Papo cabeça sobre porfiria

Carlito Cunha

CRÔNICA - Carlito Cunha

Data 30/12/2025
Horário 06:00

Conversa de intelectuais no bar do Galego. Estavam os três, traçando uma manguaça e jogando conversa fora. Mesmo assim não era papo besta de gente inculta. Era uma conversa de nível.
- Tá lendo alguma coisa, Arusa?
- Acabei de ler “Paula” de Isabel Allende, sobrinha daquele Salvador que foi presidente do Chile. – disse Luzinete Arusa, senhora de meia idade, cabelos brancos, catadora de papel com fama de ter tomado parte no grupo VPR na época da ex-presidenta. - Ela escreveu esse livro para a filha.
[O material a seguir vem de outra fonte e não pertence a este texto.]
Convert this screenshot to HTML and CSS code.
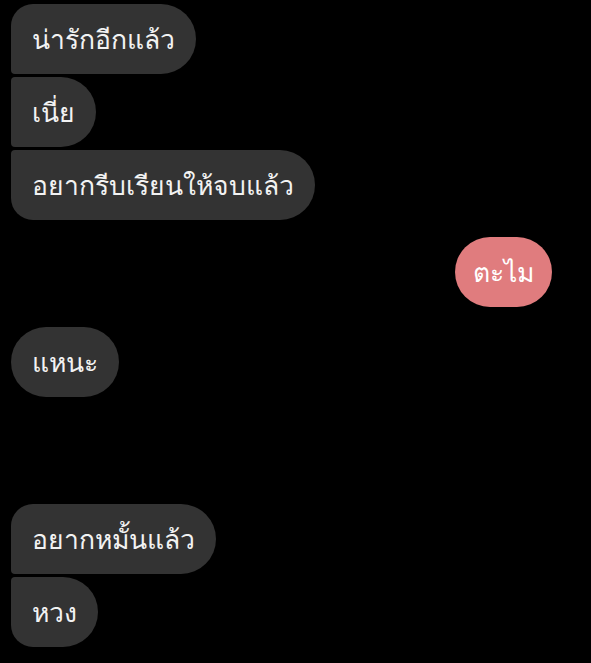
FILE: index.html
```html
<!DOCTYPE html>
<html lang="th">
<head>
    <meta charset="UTF-8">
    <meta name="viewport" content="width=device-width, initial-scale=1.0">
    <title>Chat</title>
    <link rel="stylesheet" href="styles.css">
</head>
<body>

    <div class="chat">
        <div class="group">
            <div class="bubble in first">น่ารักอีกแล้ว</div>
            <div class="bubble in middle">เนี่ย</div>
            <div class="bubble in last">อยากรีบเรียนให้จบแล้ว</div>
        </div>

        <div class="group out-group">
            <div class="bubble out">ตะไม</div>
        </div>

        <div class="group">
            <div class="bubble in">แหนะ</div>
        </div>

        <div class="group late">
            <div class="bubble in first">อยากหมั้นแล้ว</div>
            <div class="bubble in last">หวง</div>
        </div>
    </div>

</body>
</html>
```

FILE: styles.css
```css
/* Global */
body {
    margin: 0;
    background: #000;
    font-family: "Noto Sans", "DejaVu Sans", sans-serif;
    color: #f2f2f2;
}

.chat {
    display: flex;
    flex-direction: column;
    gap: 17px;
    padding: 4px 39px 0 11px;
}

.group {
    display: flex;
    flex-direction: column;
    align-items: flex-start;
    gap: 3px;
}

.out-group {
    align-items: flex-end;
    margin-bottom: 3px;
}

.late {
    margin-top: 90px;
}

.bubble {
    font-size: 26.5px;
    line-height: 36px;
    padding: 17px 21px;
    border-radius: 35px;
    background: #333333;
}

.bubble.in.first { border-radius: 22px 35px 35px 4px; }
.bubble.in.middle { border-radius: 4px 35px 35px 4px; }
.bubble.in.last { border-radius: 4px 35px 35px 22px; }

.bubble.out {
    padding: 17px 18px;
    background: #e07c7e;
    color: #fff;
}
```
Escreveu durante as visitas que fazia à sua filha Paula que estava em coma num hospital de Madrid.
Ao seu lado, na mesa, estavam Duardinho Chevrolet, puxador de carro que ficou famoso no pedaço por roubar um Chevrolet, que não sabia pertencer ao delegado, e Mané Morsa, flanelinha de algumas feiras livres. Todos sabiam onde era Madrid.
- Que que tinha essa tal de Paula? – perguntou Duardinho Chevrolet.
- Porfiria. 
- Que diabo é isso de porfiria? Conheci um Porfirio... Porfirio da Paz, que foi prefeito de São Paulo – disse Mané Morsa, meio assoviado por entre os dois dentes, querendo mostrar que também conhecia as coisas – Era Porfirio, mas porfiria nunca ouvi falar.
- Porfiria deve de ser quando a gente queria uma coisa em vez de outra – rebateu Duardinho enxugando o copo.
- Nada disso. Isso é preferia! Eu preferia aquilo em vez disso, entendeu? Preferia é verbo – disse Mané - Esse negócio que tão falando aí é os arredores da cidade...
- Não, cara. E a moça tinha os arredores da cidade? Ah, ah. Arredores é periferia... – Luzinete Arusa esclareceu.
- Então que raio é isso de porfiria?
- Nada melhor do que um dicionário para esclarecer isso.
- Também acho. – Mané Morsa virou o copo num só gole e chamou o dono do boteco - Ô Galego, cê tem um dicionário aí?
- Traz o dicionário e mais uma rodada.
- Aí vai o dicionário... o pai dos burros – veio o portuga trazendo o surrado volume do Aurélio.
Luzinete, a mais esclarecida dos três, apanhou o dicionário, abriu-o sobre a mesa, procurou o verbete e disse pausadamente.
- Aqui, ó, no dicionário diz: Porfiria, qualquer uma de um grupo de perturbações do metabolismo das porfirinas, caracterizadas por aumento significativo de formação e de excreção delas, ou de seus precursores.
- Entendeu, Mané? – perguntou Duardinho com cara de enorme interrogação.
- Porfirina? Que que é porfirina, Luzinete? – Mané Morsa quis saber.
- Porfirina... tá aqui – Luzinete Arusa leu. -  Cada um dos grupos vermelho-escuros ou púrpura-escuros de derivados do pirrol, isentos de ferro ou de magnésio, que existem universalmente no protoplasma e compõem os pigmentos respiratórios de animais e plantas.
- Pirrol? Que raio é esse pirrol aí? – agora quem não entendeu nada foi o Duardinho Chevrolet.
Luzinete Arusa, novamente folheou o dicionário, sobre a mesa e achou o verbete.
- Pirrol... pirrol... achei. Composto heterocíclico, cujo anel tem quatro átomos de carbono e um de nitrogênio, líquido incolor, de odor semelhante ao do clorofórmio, e que é base muito fraca.
Mané Morsa olhou para Duardinho depois para Gracinha, sorriu e pra não pagar uma de idiota, fez cara de inteligente e disse:
- Aaahhhh, bããão! Agora nois sabe o que é porfiria.